Wherever the string "React" appears in the listing, copy that line.

......

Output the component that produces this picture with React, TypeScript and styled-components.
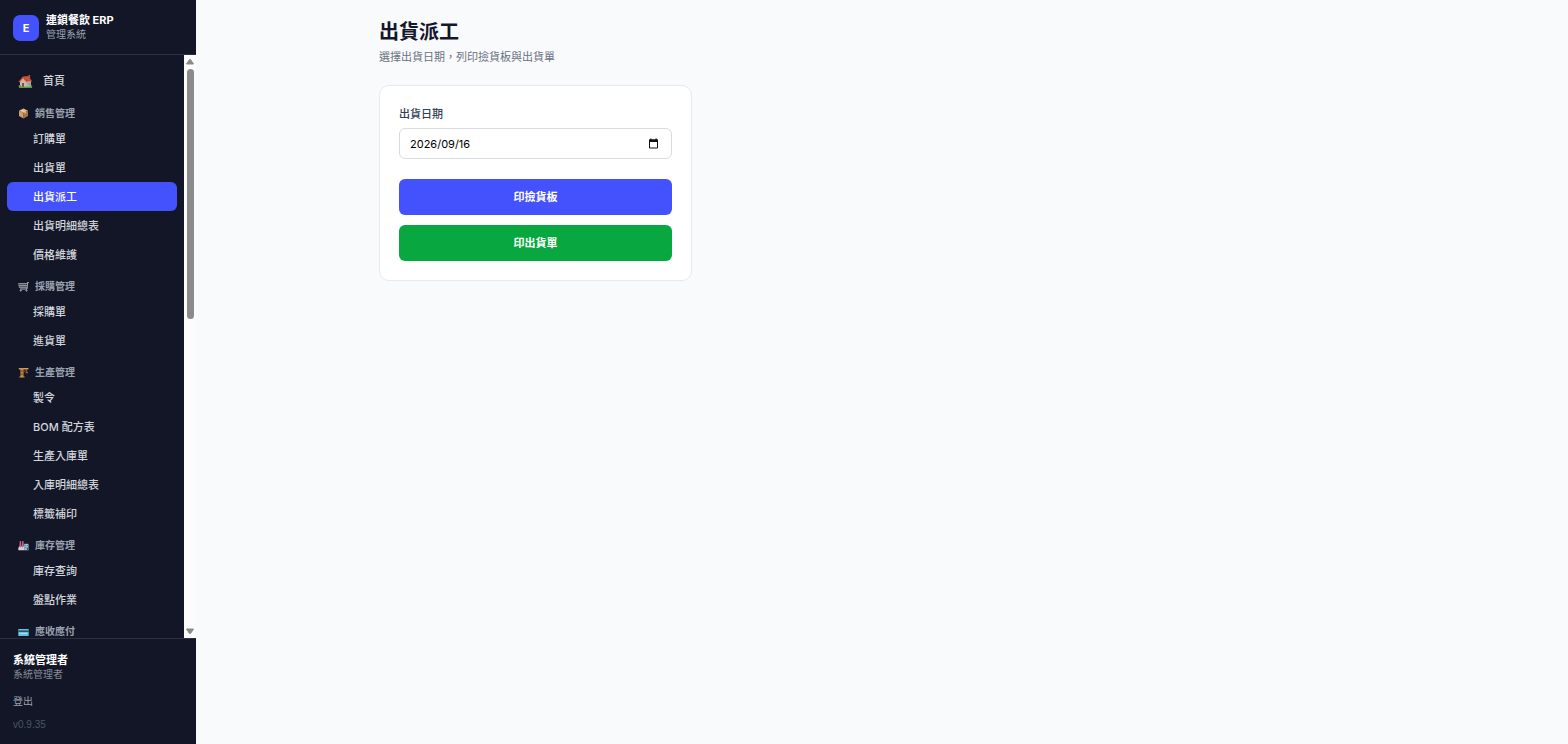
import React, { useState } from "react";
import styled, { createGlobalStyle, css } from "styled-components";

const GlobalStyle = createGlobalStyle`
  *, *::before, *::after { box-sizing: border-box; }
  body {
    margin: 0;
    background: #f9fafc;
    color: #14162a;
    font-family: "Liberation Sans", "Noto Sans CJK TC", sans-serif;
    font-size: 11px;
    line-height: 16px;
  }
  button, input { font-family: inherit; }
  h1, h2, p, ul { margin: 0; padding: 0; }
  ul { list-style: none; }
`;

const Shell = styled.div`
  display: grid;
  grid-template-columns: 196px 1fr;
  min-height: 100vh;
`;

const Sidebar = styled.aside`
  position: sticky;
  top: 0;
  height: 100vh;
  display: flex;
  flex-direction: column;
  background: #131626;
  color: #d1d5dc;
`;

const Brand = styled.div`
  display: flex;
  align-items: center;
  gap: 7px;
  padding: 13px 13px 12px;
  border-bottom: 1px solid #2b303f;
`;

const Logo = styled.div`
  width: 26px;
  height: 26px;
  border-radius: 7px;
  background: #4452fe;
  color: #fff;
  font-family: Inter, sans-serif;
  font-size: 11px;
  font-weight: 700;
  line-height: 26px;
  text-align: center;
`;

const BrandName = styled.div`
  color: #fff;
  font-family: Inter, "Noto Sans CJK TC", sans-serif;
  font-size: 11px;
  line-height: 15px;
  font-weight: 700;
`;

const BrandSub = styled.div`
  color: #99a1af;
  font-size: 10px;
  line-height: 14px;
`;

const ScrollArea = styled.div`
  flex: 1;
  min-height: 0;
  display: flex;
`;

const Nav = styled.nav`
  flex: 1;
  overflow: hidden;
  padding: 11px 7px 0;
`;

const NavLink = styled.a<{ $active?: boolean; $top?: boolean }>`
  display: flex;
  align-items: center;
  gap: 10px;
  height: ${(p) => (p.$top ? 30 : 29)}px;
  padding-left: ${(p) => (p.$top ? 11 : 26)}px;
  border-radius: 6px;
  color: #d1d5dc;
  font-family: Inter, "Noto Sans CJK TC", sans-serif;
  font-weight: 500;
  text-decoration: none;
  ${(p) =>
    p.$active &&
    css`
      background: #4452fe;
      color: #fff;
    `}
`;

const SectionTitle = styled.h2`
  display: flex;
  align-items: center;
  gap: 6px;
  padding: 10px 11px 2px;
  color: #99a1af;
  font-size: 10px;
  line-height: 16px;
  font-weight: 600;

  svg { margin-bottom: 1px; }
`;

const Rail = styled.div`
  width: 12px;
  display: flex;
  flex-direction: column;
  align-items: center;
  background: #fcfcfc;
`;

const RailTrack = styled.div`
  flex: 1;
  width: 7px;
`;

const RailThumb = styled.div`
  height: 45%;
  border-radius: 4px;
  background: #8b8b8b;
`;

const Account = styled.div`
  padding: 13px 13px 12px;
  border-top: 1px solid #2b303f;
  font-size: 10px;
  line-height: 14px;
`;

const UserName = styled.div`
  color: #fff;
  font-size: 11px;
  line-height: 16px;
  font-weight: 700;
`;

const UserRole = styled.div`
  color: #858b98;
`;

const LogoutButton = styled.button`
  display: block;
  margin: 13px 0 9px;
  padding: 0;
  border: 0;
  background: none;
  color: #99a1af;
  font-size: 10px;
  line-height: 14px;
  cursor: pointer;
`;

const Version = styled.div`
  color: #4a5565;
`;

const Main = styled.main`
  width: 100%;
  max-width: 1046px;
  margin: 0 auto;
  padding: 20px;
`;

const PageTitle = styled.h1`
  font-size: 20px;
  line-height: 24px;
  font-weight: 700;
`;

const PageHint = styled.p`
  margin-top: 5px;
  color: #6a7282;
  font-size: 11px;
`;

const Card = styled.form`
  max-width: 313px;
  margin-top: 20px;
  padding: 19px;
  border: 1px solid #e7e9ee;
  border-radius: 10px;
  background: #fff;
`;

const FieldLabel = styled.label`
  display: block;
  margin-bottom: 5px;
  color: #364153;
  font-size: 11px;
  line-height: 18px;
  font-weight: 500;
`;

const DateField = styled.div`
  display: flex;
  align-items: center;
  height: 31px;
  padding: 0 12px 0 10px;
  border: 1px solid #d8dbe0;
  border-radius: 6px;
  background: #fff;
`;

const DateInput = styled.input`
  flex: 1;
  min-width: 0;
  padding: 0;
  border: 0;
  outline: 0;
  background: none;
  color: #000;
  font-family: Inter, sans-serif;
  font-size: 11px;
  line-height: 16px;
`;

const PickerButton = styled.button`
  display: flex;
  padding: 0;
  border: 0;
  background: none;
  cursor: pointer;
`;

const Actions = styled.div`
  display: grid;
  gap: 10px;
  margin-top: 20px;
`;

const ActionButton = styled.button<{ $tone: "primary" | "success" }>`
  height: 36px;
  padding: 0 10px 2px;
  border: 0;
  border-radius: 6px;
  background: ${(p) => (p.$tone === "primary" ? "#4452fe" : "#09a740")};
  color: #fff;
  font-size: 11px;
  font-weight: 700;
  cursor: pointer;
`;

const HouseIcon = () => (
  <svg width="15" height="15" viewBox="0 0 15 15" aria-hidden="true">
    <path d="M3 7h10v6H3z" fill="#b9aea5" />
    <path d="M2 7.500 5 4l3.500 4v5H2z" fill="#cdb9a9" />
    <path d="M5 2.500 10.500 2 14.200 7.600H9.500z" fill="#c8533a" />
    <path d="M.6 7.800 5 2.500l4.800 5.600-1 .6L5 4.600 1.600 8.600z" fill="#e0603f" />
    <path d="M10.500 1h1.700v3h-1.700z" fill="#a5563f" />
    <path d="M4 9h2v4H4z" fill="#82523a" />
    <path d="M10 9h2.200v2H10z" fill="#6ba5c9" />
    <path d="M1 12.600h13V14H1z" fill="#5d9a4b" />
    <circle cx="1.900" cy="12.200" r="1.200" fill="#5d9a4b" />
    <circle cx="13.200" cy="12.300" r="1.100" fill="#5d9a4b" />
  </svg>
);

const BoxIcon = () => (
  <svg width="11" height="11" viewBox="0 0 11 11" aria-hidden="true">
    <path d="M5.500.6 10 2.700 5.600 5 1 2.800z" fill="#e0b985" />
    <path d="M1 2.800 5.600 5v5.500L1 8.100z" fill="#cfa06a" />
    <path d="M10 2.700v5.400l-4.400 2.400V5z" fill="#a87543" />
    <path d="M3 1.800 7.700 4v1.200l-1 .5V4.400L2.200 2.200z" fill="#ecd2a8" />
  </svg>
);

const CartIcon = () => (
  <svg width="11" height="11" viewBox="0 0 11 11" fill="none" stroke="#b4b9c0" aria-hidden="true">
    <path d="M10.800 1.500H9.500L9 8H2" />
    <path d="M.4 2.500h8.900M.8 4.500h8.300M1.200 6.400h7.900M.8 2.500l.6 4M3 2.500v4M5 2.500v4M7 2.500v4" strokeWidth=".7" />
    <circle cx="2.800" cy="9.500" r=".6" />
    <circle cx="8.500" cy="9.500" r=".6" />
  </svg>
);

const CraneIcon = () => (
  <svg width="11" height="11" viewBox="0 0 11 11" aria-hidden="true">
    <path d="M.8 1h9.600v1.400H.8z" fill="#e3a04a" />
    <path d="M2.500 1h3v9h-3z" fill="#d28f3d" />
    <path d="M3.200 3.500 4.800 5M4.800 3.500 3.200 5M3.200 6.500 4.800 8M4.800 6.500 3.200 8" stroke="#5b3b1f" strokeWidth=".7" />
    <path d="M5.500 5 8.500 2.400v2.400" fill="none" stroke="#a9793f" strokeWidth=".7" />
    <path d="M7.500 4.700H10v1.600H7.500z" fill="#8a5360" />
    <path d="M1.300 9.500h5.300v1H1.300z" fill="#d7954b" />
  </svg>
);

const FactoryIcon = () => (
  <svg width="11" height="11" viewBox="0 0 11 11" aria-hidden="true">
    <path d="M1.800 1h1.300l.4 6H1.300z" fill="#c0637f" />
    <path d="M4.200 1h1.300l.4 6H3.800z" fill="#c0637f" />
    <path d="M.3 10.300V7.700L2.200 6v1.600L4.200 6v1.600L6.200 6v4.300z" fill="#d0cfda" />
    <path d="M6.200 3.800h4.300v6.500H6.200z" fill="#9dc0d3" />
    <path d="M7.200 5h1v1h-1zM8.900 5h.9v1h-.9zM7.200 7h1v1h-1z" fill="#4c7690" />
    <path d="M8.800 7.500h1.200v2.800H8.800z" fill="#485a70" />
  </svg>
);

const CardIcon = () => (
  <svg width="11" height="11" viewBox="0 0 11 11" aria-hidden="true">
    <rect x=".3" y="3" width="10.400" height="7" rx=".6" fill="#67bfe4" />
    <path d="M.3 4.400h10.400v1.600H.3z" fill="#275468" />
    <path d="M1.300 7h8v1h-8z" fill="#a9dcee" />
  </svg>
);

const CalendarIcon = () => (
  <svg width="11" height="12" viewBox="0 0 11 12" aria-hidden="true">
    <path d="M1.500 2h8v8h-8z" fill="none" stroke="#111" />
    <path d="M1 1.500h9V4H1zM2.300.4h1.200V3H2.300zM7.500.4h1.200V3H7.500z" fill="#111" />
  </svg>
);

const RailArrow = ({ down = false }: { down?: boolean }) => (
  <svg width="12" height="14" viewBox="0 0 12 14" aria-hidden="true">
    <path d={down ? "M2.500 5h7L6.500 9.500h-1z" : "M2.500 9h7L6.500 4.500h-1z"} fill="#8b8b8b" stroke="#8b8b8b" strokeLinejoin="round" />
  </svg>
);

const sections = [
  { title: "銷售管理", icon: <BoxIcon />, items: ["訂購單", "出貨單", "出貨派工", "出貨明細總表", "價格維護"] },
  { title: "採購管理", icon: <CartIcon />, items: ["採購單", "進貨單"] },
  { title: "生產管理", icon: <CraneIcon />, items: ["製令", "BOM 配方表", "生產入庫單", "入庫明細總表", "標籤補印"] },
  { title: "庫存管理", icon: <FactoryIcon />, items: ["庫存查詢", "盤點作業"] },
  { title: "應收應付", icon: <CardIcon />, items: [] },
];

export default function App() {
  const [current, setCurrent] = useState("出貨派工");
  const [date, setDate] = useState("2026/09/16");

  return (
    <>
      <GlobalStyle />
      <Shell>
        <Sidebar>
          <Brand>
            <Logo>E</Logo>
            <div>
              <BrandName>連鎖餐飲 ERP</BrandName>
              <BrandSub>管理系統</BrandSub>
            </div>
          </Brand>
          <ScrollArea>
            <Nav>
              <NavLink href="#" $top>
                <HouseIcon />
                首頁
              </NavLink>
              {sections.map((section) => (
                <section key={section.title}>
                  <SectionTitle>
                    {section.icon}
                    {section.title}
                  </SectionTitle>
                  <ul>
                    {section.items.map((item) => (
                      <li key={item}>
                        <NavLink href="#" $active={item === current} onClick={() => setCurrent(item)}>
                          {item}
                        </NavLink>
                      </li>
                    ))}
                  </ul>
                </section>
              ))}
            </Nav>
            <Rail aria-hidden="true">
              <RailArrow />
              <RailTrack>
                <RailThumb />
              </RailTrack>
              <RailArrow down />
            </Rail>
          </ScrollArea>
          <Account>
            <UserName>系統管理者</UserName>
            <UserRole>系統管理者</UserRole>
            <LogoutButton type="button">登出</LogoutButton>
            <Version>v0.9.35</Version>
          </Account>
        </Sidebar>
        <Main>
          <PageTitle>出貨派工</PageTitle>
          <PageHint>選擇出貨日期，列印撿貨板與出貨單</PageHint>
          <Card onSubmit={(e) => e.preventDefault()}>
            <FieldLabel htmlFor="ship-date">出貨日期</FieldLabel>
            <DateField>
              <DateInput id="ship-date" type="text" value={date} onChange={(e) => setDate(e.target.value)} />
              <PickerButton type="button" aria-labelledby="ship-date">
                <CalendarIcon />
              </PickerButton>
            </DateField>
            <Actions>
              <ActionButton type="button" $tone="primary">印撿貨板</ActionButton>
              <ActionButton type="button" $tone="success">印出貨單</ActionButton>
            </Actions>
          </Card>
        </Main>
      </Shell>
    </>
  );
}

......

▶ [Task answer]:
Output the component that produces this picture with React, TypeScript and styled-components.
import React, { useState } from "react";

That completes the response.